S-4932-118
Placed on Senate Legislative Calendar under General Orders. Calendar No. 633.
Sponsored by Richard Durbin (D-IL)
What it does
This bill would expand and reauthorize Department of Energy (DOE) programs focused on quantum research and technology. It would require DOE to create an early-stage quantum computing research program, study quantum supply chain needs, and launch a university-based training program to build a quantum-skilled workforce. It would also reauthorize existing quantum research centers and programs through 2028–2029, and establish a new instrumentation and infrastructure program to develop domestic quantum equipment, laboratories, and manufacturing facilities called "quantum foundries."
Who benefits
University researchers and graduate students who would gain access to new training programs and research funding; quantum technology companies and startups that would benefit from DOE-supported foundries and supply chain development; national laboratories receiving reauthorized funding; domestic manufacturers of quantum hardware, software, and materials who would gain from supply chain programs; the broader scientific community gaining access to new instrumentation and infrastructure; and U.S. technology workers who could fill new quantum-sector jobs.
Who is hurt
Foreign quantum technology suppliers and manufacturers who may lose market share to a strengthened U.S. domestic supply chain; U.S. taxpayers who would fund the expanded programs; competing federal research priorities that may receive relatively less attention or funding; and private quantum companies that do not receive DOE support but compete against those that do, potentially creating an uneven playing field.
Supporters argue
Supporters argue that quantum computing and quantum networking represent a foundational technology shift that will define national security, economic competitiveness, and scientific capability for decades. They contend that China and other nations are making large, coordinated government commitments to quantum technology, and that without a comparable U.S. federal effort, American leadership in this field would erode.
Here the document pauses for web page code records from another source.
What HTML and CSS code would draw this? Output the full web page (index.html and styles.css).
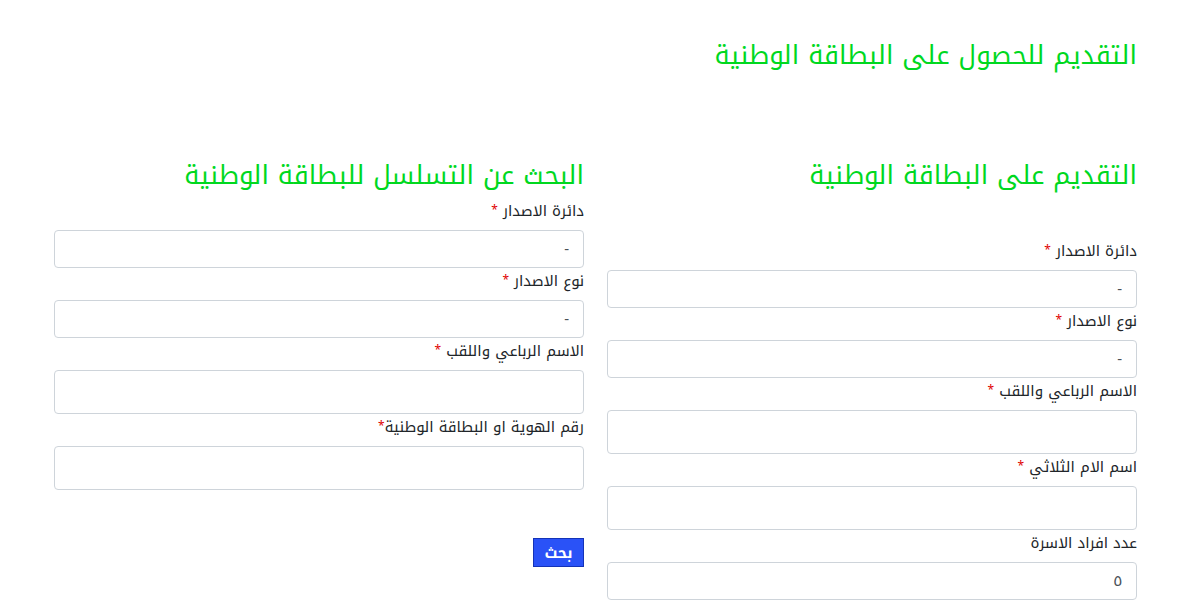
FILE: index.html
```html
<!DOCTYPE html>
<html lang="ar" dir="rtl">
<head>
<meta charset="utf-8">
<title>التقديم للحصول على البطاقة الوطنية</title>
<link rel="stylesheet" href="styles.css">
</head>
<body>
<div class="container">
  <h1 class="page-title">التقديم للحصول على البطاقة الوطنية</h1>
  <div class="columns">
    <section class="col">
      <h2 class="col-title">التقديم على البطاقة الوطنية</h2>
      <div class="spacer"></div>
      <div class="group">
        <label class="lbl">دائرة الاصدار <span class="req">*</span></label>
        <select class="field select"><option>-</option></select>
      </div>
      <div class="group">
        <label class="lbl">نوع الاصدار <span class="req">*</span></label>
        <select class="field select"><option>-</option></select>
      </div>
      <div class="group">
        <label class="lbl">الاسم الرباعي واللقب <span class="req">*</span></label>
        <input class="field text" type="text">
      </div>
      <div class="group">
        <label class="lbl">اسم الام الثلاثي <span class="req">*</span></label>
        <input class="field text" type="text">
      </div>
      <div class="group">
        <label class="lbl">عدد افراد الاسرة</label>
        <input class="field select" type="text" value="٥">
      </div>
    </section>
    <section class="col">
      <h2 class="col-title">البحث عن التسلسل للبطاقة الوطنية</h2>
      <div class="group">
        <label class="lbl">دائرة الاصدار <span class="req">*</span></label>
        <select class="field select"><option>-</option></select>
      </div>
      <div class="group">
        <label class="lbl">نوع الاصدار <span class="req">*</span></label>
        <select class="field select"><option>-</option></select>
      </div>
      <div class="group">
        <label class="lbl">الاسم الرباعي واللقب <span class="req">*</span></label>
        <input class="field text" type="text">
      </div>
      <div class="group">
        <label class="lbl">رقم الهوية او البطاقة الوطنية<span class="req">*</span></label>
        <input class="field text" type="text">
      </div>
      <div class="actions">
        <button class="btn" type="button">بحث</button>
      </div>
    </section>
  </div>
</div>
</body>
</html>
```
FILE: styles.css
```css
* { box-sizing: border-box; }
html, body {
  margin: 0;
  padding: 0;
  background: #fff;
}
body {
  font-family: "Noto Kufi Arabic", "Noto Sans Arabic", "DejaVu Sans", "Noto Sans", sans-serif;
  color: #212529;
  overflow: hidden;
}
.container {
  width: 1083px;
  margin: 0 63px 0 54px;
}
.page-title {
  margin: 0;
  padding-top: 36px;
  height: 150px;
  font-size: 26px;
  line-height: 40px;
  font-weight: 400;
  color: #00d81f;
}
.columns {
  display: grid;
  grid-template-columns: 530px 530px;
  column-gap: 23px;
}
.col-title {
  margin: 0;
  padding-top: 6px;
  height: 50px;
  font-size: 26px;
  line-height: 40px;
  font-weight: 400;
  color: #00d81f;
  white-space: nowrap;
}
.spacer { height: 40px; }
.group {
  display: flex;
  flex-direction: column;
  margin-bottom: 2px;
}
.lbl {
  font-size: 15px;
  line-height: 22px;
  height: 22px;
  margin-bottom: 8px;
  color: #212529;
  white-space: nowrap;
}
.req {
  color: #e00000;
  font-size: 12px;
  line-height: 1;
  vertical-align: 2px;
}
.field {
  display: block;
  width: 100%;
  border: 1px solid #ced4da;
  border-radius: 4px;
  background: #fff;
  font-family: inherit;
  font-size: 15px;
  color: #495057;
  padding: 0 14px;
  margin: 0;
  outline: none;
}
.select {
  height: 38px;
  appearance: none;
  -webkit-appearance: none;
}
.text {
  height: 44px;
}
.actions {
  padding-top: 45px;
}
.btn {
  width: 51px;
  height: 29px;
  background: #2a52f7;
  border: 1px solid #1433b8;
  color: #fff;
  font-family: inherit;
  font-size: 15px;
  font-weight: 700;
  padding: 0;
  cursor: pointer;
}
```
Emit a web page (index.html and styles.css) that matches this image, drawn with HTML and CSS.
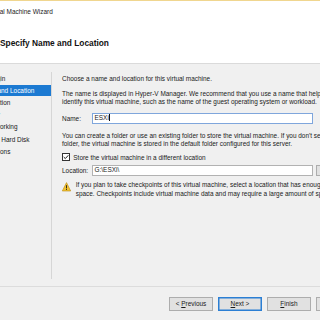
FILE: index.html
```html
<!DOCTYPE html>
<html lang="en">
 <head>
  <meta charset="utf-8" />
  <title>New Virtual Machine Wizard</title>
  <link rel="stylesheet" href="styles.css">
 </head>
 <body>
  <div class="window">
   <div class="titlebar">New Virtual Machine Wizard</div>
   <div class="header"><h1>Specify Name and Location</h1></div>
   <div class="main">
    <ul class="steps">
     <li>Before You Begin</li>
     <li class="current">Specify Name and Location</li>
     <li>Specify Generation</li>
     <li>Assign Memory</li>
     <li>Configure Networking</li>
     <li>Connect Virtual Hard Disk</li>
     <li>Installation Options</li>
     <li>Summary</li>
    </ul>
    <div class="page">
     <p>Choose a name and location for this virtual machine.</p>
     <p class="gap">The name is displayed in Hyper-V Manager. We recommend that you use a name that helps you easily<br>identify this virtual machine, such as the name of the guest operating system or workload.</p>
     <div class="row name-row">
      <span class="label">Name:</span>
      <div class="field focus">ESXi<span class="caret"></span></div>
     </div>
     <p class="gap-l">You can create a folder or use an existing folder to store the virtual machine. If you don't select a<br>folder, the virtual machine is stored in the default folder configured for this server.</p>
     <div class="check-row">
      <svg class="check" width="8" height="8" viewBox="0 0 8 8"><rect x=".5" y=".5" width="7" height="7" fill="#fff" stroke="#333"/><path d="M1.7 4l1.6 1.6 3-3.3" fill="none" stroke="#1a1a1a" stroke-width="1"/></svg>
      <span>Store the virtual machine in a different location</span>
     </div>
     <div class="row loc-row">
      <span class="label">Location:</span>
      <div class="field">G:\ESXi\</div>
      <button type="button" class="browse">Browse...</button>
     </div>
     <div class="warn">
      <svg class="warn-icon" width="9" height="10" viewBox="0 0 9 10"><path d="M4.5 .6L8.7 9H.3z" fill="#f2c230" stroke="#b98a14" stroke-width=".6" stroke-linejoin="round"/><rect x="4.05" y="3.2" width=".9" height="3.2" fill="#1a1a1a"/><rect x="4.05" y="7" width=".9" height=".9" fill="#1a1a1a"/></svg>
      <p>If you plan to take checkpoints of this virtual machine, select a location that has enough free<br>space. Checkpoints include virtual machine data and may require a large amount of space.</p>
     </div>
    </div>
   </div>
   <div class="footer">
    <button type="button">&lt; <u>P</u>revious</button>
    <button type="button" class="default"><u>N</u>ext &gt;</button>
    <button type="button"><u>F</u>inish</button>
    <button type="button">Cancel</button>
   </div>
  </div>
 </body>
</html>
```

FILE: styles.css
```css
* { box-sizing: border-box; }
body {
  margin: 0;
  width: 320px;
  height: 320px;
  overflow: hidden;
  background-color: #f0f0f0;
  color: #1a1a1a;
  font-family: "Liberation Sans", Arial, sans-serif;
  font-size: 6.45px;
}
.window {
  margin-left: -60px;
  width: 440px;
}
.titlebar {
  height: 23px;
  line-height: 22px;
  padding-left: 32px;
  border-top: 1px solid #f0d68f;
  background-color: #fff;
  color: #222;
}
.header {
  height: 41px;
  padding-left: 60px;
  background-color: #fff;
  border-bottom: 1px solid #dadada;
}
.header h1 {
  margin: 0;
  font-size: 8.35px;
  line-height: 40px;
  font-weight: bold;
  color: #111;
}
.main {
  display: flex;
  height: 222px;
}
.steps {
  list-style: none;
  margin: 8px 0 7px;
  padding: 0;
  width: 112px;
  border-right: 1px solid #d6d6d6;
}
.steps li {
  height: 11px;
  line-height: 11px;
  margin: 1.1px 0;
  padding-left: 15.6px;
  white-space: nowrap;
}
.steps li.current {
  background-color: #1c7ad2;
  color: #fff;
}
.page {
  padding: 11px 0 0 10px;
}
p {
  margin: 0;
  line-height: 8.6px;
  white-space: nowrap;
}
.gap { margin-top: 6.1px; }
.gap-l { margin-top: 7.7px; }
.row {
  display: flex;
  align-items: center;
}
.name-row { margin-top: 6.4px; }
.loc-row { margin-top: 3.6px; }
.label {
  width: 30px;
}
.field {
  width: 221.3px;
  height: 10.6px;
  line-height: 8.6px;
  padding: 0 1.5px;
  background-color: #fff;
  border: 1px solid #b2b2b2;
  white-space: nowrap;
}
.field.focus {
  border-color: #7fa6dc;
}
.caret {
  display: inline-block;
  width: 1px;
  height: 7px;
  margin-left: .5px;
  vertical-align: -1px;
  background-color: #111;
}
.browse {
  margin-left: 3px;
  width: 40px;
  height: 11.4px;
  padding: 0 0 0 8px;
  text-align: left;
  font-family: inherit;
  font-size: 6.45px;
  color: #1a1a1a;
  background-color: #e1e1e1;
  border: 1px solid #adadad;
}
.check-row {
  display: flex;
  align-items: center;
  margin-top: 4.5px;
  height: 8px;
}
.check {
  margin-right: 3.3px;
  width: 8px;
  height: 8px;
}
.warn {
  display: flex;
  margin-top: 5px;
}
.warn-icon {
  margin: .3px 4.7px 0 0;
  flex: none;
}
.footer {
  height: 40px;
  border-top: 1px solid #dcdcdc;
  padding: 10.3px 0 0 229.3px;
  display: flex;
  gap: 5.6px;
}
.footer button {
  width: 43.4px;
  height: 13.4px;
  padding: 0;
  font-family: inherit;
  font-size: 6.45px;
  color: #1a1a1a;
  background-color: #e1e1e1;
  border: 1px solid #adadad;
}
.footer button.default {
  border-color: #2b7fd4;
  box-shadow: inset 0 0 0 .5px #2b7fd4;
}
```
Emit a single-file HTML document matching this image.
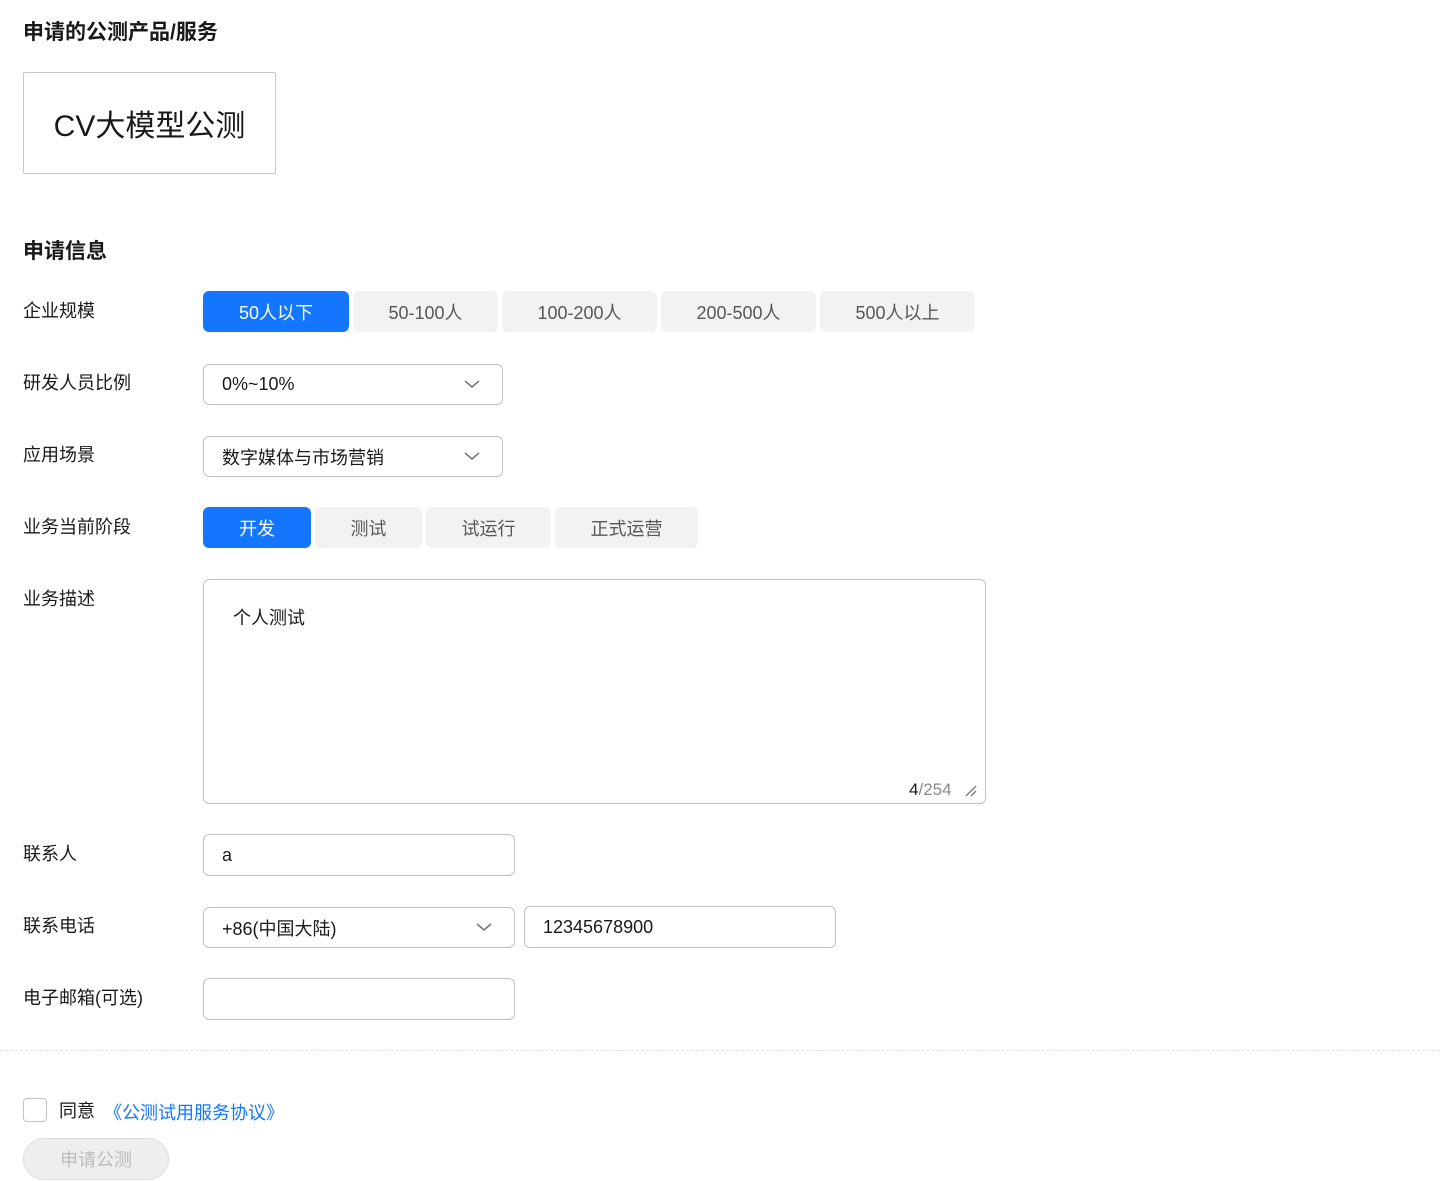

They argue the bill directly addresses two critical vulnerabilities — a shortage of trained quantum workers and dependence on foreign supply chains — by funding university training pipelines and domestic manufacturing infrastructure. Supporters also contend that early-stage quantum research carries risks too high for private industry to bear alone, making federal funding the appropriate mechanism to advance the technology toward commercial viability.
Opponents argue
Opponents argue that the federal government has a poor track record of picking technology winners, and that directing DOE spending toward specific quantum approaches may crowd out private innovation or lock in research directions that the market would not have chosen. They contend that existing DOE quantum programs and the National Quantum Initiative already address these goals, making additional reauthorizations and new programs duplicative and wasteful. Opponents also argue that workforce and supply chain development are better left to industry and universities responding to market signals, rather than government-designed programs. Finally, they raise concerns that expanding DOE's programmatic footprint without rigorous oversight benchmarks could result in spending that produces limited measurable scientific or economic return.